When contemplating the enactment of a climate change act in Finland, one must obviously
take into account that Finland is a Member State of the European Union, and thus needs to
take into account EU legislation. Nevertheless, a lot of EU climate policy has been adopted
under Article 192 (current numbering) of the Treaty of the Functioning of the European
Union (“TFEU”) and Article 193 TFEU allows Member States to maintain or introduce
more stringent protective measures. Therefore, the door is in principle open for Member
States to e.g. adopt more stringent climate policy measures despite of EU legislation on the
Due to the fact that about half of Finnish greenhouse gas emissions are covered by the EU
ETS, it is an important question to decide, whether a Finnish climate change act would
somehow attempt to set emission reduction targets for the sectors covered by the EU ETS
or exclude the EU ETS sector altogether and accept the reductions made within that sector
as achieved in accordance with relevant EU legislation, in particular the emissions trading
directive (2003/87/EC).
The Finnish political consensus in the spring of 2013 is that the EU ETS sectors are
excluded from the preparation of the government’s climate change bill. This choice seems
rather natural, once one takes into account the fact that a Finnish climate change act would
be limited to a framework nature. However, it is at the moment somewhat unclear how the
politically agreed ambition of an emission reduction of 80 % by the year 2050 would be
calculated and defined as long as the EU does not have a target reaching so far into the
future. Provided that there still is an EU ETS sector in 2050 and that a Finnish climate
change act would exclude the EU ETS sector, these two factors would need to be
consolidated in the overall 80 % reduction target. However, this is all quite far in the future
and there are many more pressing issues to resolve in the drafting of a Finnish climate
change act.
What could be achieved with ‘just’ a framework climate change act?

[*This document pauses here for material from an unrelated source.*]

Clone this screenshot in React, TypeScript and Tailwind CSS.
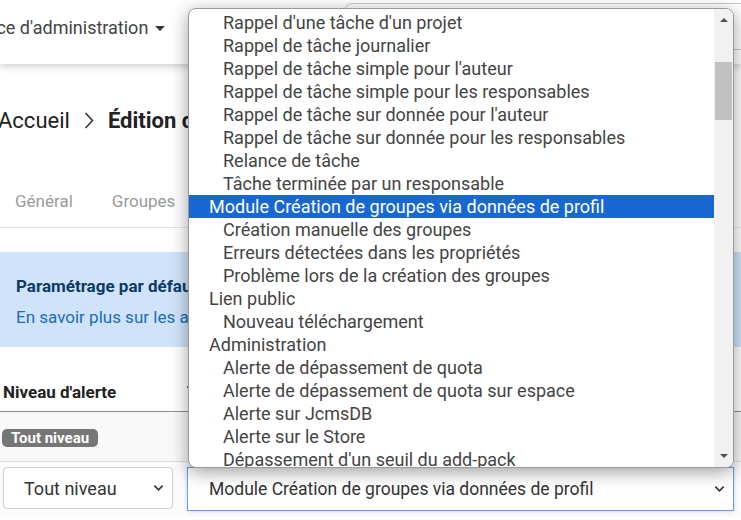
import React from 'react';

type Item = { label: string; group?: boolean; selected?: boolean };

const items: Item[] = [
  { label: "Rappel d'une tâche d'un projet" },
  { label: 'Rappel de tâche journalier' },
  { label: "Rappel de tâche simple pour l'auteur" },
  { label: 'Rappel de tâche simple pour les responsables' },
  { label: "Rappel de tâche sur donnée pour l'auteur" },
  { label: 'Rappel de tâche sur donnée pour les responsables' },
  { label: 'Relance de tâche' },
  { label: 'Tâche terminée par un responsable' },
  { label: 'Module Création de groupes via données de profil', group: true, selected: true },
  { label: 'Création manuelle des groupes' },
  { label: 'Erreurs détectées dans les propriétés' },
  { label: 'Problème lors de la création des groupes' },
  { label: 'Lien public', group: true },
  { label: 'Nouveau téléchargement' },
  { label: 'Administration', group: true },
  { label: 'Alerte de dépassement de quota' },
  { label: 'Alerte de dépassement de quota sur espace' },
  { label: 'Alerte sur JcmsDB' },
  { label: 'Alerte sur le Store' },
  { label: "Dépassement d'un seuil du add-pack" },
];

const Chevron = ({ className }: { className?: string }) => (
  <svg viewBox="0 0 12 8" className={className} fill="none" stroke="currentColor" strokeWidth="1.8">
    <path d="M1.5 1.5 6 6l4.5-4.5" />
  </svg>
);

export default function App() {
  return (
    <div className="relative w-[741px] h-[520px] overflow-hidden bg-white font-['Roboto',sans-serif] text-[#333]">
      {/* Header */}
      <header className="relative z-10 flex h-[64px] items-start bg-white shadow-[0_2px_8px_rgba(0,0,0,0.22)]">
        <div className="ml-[-43px] mt-[14px] flex shrink-0 items-center gap-[7px] whitespace-nowrap text-[18px] text-[#444]">
          Espace d'administration
          <span className="mt-[1px] h-0 w-0 border-x-[5px] border-t-[5px] border-x-transparent border-t-[#333]" />
        </div>
        <div className="ml-auto mr-[-30px] mt-[3px] h-[47px] w-[428px] shrink-0 rounded-[10px] border border-[#c8c8c8] bg-white" />
      </header>

      {/* Breadcrumb */}
      <div className="-ml-[2px] flex h-[112px] items-center gap-[14px] whitespace-nowrap text-[22px] text-[#222]">
        <span>Accueil</span>
        <svg viewBox="0 0 10 18" className="h-[19px] w-[10px]" fill="none" stroke="#333" strokeWidth="1.6">
          <path d="M1.5 1.5 8.5 9l-7 7.5" />
        </svg>
        <span className="font-bold">Édition de la configuration</span>
      </div>

      {/* Tabs */}
      <div className="flex h-[52px] items-center gap-[39px] whitespace-nowrap border-b border-[#e6e6e6] pl-[15px] text-[17px] text-[#9a9a9a]">
        <span>Général</span>
        <span>Groupes</span>
        <span>Alertes</span>
        <span>Notifications</span>
      </div>

      {/* Info box */}
      <div className="mt-[24px] flex h-[95px] flex-col justify-center gap-[10px] whitespace-nowrap bg-[#cfe4fa] px-[16px] pt-[4px] text-[17px] leading-[21px]">
        <div className="font-bold text-[#0d3a66]">Paramétrage par défaut des alertes</div>
        <div className="text-[#1c6bbd]">En savoir plus sur les alertes</div>
      </div>

      {/* Table */}
      <div className="mt-[28px]">
        <div className="flex h-[37px] items-center whitespace-nowrap border-b border-[#8c8c8c] text-[17px] font-bold text-[#222]">
          <div className="w-[187px] shrink-0 pl-[3px]">Niveau d'alerte</div>
          <div>Type d'alerte</div>
        </div>
        <div className="flex h-[50px] items-center border-b border-[#dedede] bg-[#f8f8f8] pl-[2px]">
          <span className="mt-[2px] whitespace-nowrap rounded-[5px] bg-[#767676] px-[9px] py-[1px] text-[15px] font-bold leading-[16px] text-white">
            Tout niveau
          </span>
        </div>
        <div className="flex items-start whitespace-nowrap bg-[#fbfbfb] pt-[5px] pb-[6px]">
          <div className="ml-[3px] flex h-[42px] w-[170px] shrink-0 items-center justify-between rounded-[4px] border border-[#cfcfcf] bg-white pl-[20px] pr-[8px] text-[18px] text-[#333]">
            Tout niveau
            <Chevron className="h-[8px] w-[11px] text-[#333]" />
          </div>
          <div className="ml-[14px] flex h-[44px] w-[547px] shrink-0 items-center justify-between border border-[#6aa0d8] bg-white pl-[21px] pr-[8px] text-[17.5px] text-[#333] shadow-[0_0_4px_rgba(80,140,210,0.35)]">
            Module Création de groupes via données de profil
            <Chevron className="h-[8px] w-[11px] text-[#333]" />
          </div>
        </div>
      </div>

      {/* Open select list */}
      <div className="absolute left-[188px] top-[8px] z-20 flex h-[460px] w-[546px] overflow-hidden rounded-[8px] border border-[#9a9a9a] bg-white shadow-[0_4px_18px_rgba(0,0,0,0.38)]">
        <ul className="flex-1 overflow-hidden pt-[2px] text-[18px] leading-[23px] text-[#444]">
          {items.map((it) => (
            <li
              key={it.label}
              className={`h-[23px] whitespace-nowrap ${it.group ? 'pl-[20px]' : 'pl-[34px]'} ${it.selected ? 'bg-[#1967d2] text-white' : ''}`}
            >
              {it.label}
            </li>
          ))}
        </ul>
        <div className="flex w-[19px] shrink-0 flex-col items-center bg-[#f1f1f1]">
          <span className="mt-[9px] h-0 w-0 border-x-[4px] border-b-[4px] border-x-transparent border-b-[#505050]" />
          <div className="mt-[40px] h-[58px] w-[17px] bg-[#c1c1c1]" />
          <span className="mt-auto mb-[9px] h-0 w-0 border-x-[4px] border-t-[4px] border-x-transparent border-t-[#505050]" />
        </div>
      </div>
    </div>
  );
}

To answer the question in the heading bluntly: Quite a lot, actually.
Yes, it is obvious that a framework climate change act will not function unless it is backed
by pieces of legislation that contain substantive policies and measures that have an effect
on the mitigation of and adaptation to climate change. Such a framework climate change
act can only form one step in setting the stage for a more comprehensive climate change
policy. Moreover, if the act is designed properly and thoughtfully, the step can actually be
a very useful one.
First of all, shaping climate policy requires quite a lot of knowledge. The legislature and
administration needs to be fed with up to date, reliable, and accurate information
concerning climate change. Otherwise the risk of making poor policy choices and
suboptimal legislation increases rapidly. It is hard to say whether it is worthwhile to
somehow institutionalize the apparatus that complies and produces the required
information or whether an ad hoc framework of expert hearings and stakeholder
consultations is preferable. This is something that needs to be considered and debated
when drafting a climate change act.
In fact, a Climate Change Panel has already been established in Finland. 9 There is no act of
parliament behind the establishment. The panel was set up in December 2011 by the
Finnish Ministry of the Environment and consists of twelve scientists and scholars. Since
its establishment the panel has been active and by early February 2013 the panel had issued
five studies and one statement.
Second, a long-term emission reduction target seems rather naked if it is not broken down
into more tangible mid-term and short-term targets. However, achieving this, i.e. setting
shorter-term targets, is easy, but connecting these targets with policies and measures that
somehow react to the failure or overachievement of those targets is a tougher nut to crack
in the Finnish legal system.
Due to the fact that the Finnish constitution sets limits on how widely legislative powers
can be delegated, it seems evident that a lot of climate policy would need to be shaped
through acts of parliament. Thus it makes little difference whether a climate change act is a
framework act or if it contains substantive provisions on policies and measures.
Amendments would still have to be made in the climate change act itself (if a framework
approach were not adopted) or other acts of parliament. It is somewhat hard to imagine a
http://www.ilmastopaneeli.fi/fi/ilmastopaneeli/ [webpage visited 14 February 2013]
legislative system that would self adjust in case, for example, a tightening of climate policy
would be needed. Such an approach could perhaps work for emission limits that would
typically be set for industrial operators. But due to the fact that greenhouse gas emissions
that are included in the EU ETS are beyond the scope of the planned Finnish climate
change act, there would perhaps be less room to use direct emission limits. Setting tighter
energy efficiency requirements for buildings in a fast track manner might also prove tricky
to achieve, since proper care would need to be taken so that other aspects of building
construction are not jeopardized through untested requirements.
Finally, and perhaps more importantly from a purely legal perspective, the legislature
needs to have knowledge on which existing pieces of legislation have a direct or indirect
effect on climate policies. It makes little sense to try and devise the optimal climate change
act unless there is a clear understanding of how already adopted, as well as future,
legislative policies and measures work. Identifying and removing disincentives in existing
legislation should probably be priority number one in the examination of what can be done
in shaping climate policy. And I’m not just talking about the obvious and easy ones, such
as tax or other incentives for energy investments or emission limit values. A more careful
study of rules governing, for example, land use, spatial planning and transport would need
to be carried out. There will certainly be very difficult policy decisions ahead, since a
legislative policy’s or measure’s effect may very well not be limited to climate change.
Taking away or changing such policies or measures in the name of climate policy will thus
have inevitable repercussions elsewhere in the general policy framework.
Issues concerning existing policies and measures would need to be addressed somehow. At
the very least it should be ensured that information is collected and government or
municipal policies and measures undergo a reasonable impact assessment regarding their
effects on climate policy. Perhaps the upcoming proposal for a Finnish Climate Change
Act could be a start in addressing this important issue.